He also points to the role that educational content now plays in that process. Buyers are reading blogs, studying layouts, learning electrical basics, and showing up with more context than before. That changes the conversation between builders and customers.
Justin does not offer a grand forecast with a neat conclusion.
Instead, his perspective is more grounded than that. The market is changing, the customer is more informed, and serious shops may have an advantage in a more established category. But the deeper emphasis remains the same – do the work well, build with intention, and let the quality speak for itself.
The deeper takeaway
This episode is about more than one builder or one shop.
Justin’s perspective keeps returning to a few practical ideas – build for real use, keep things as simple as possible, choose quality over quantity, and leave enough room for people to actually live in the van. Those priorities shape how Site Seven thinks about layouts, materials, serviceability, and the overall experience of using the van day after day.

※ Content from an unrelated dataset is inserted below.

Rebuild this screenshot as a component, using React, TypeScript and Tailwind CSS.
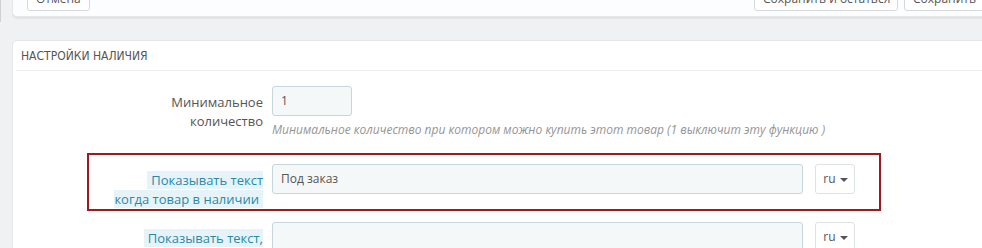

That is what makes this conversation useful even if you are not planning to hire a custom shop.
It gives DIY builders and future van owners a clearer way to judge their own decisions. Not just what looks good on paper, but what will feel durable, usable, and worth living with once the trip actually begins.
If you want the full story, including Justin’s family-business roots, the bicycle detour, the driveway-built first van, and the philosophy behind Site Seven’s work today, this episode is worth the listen.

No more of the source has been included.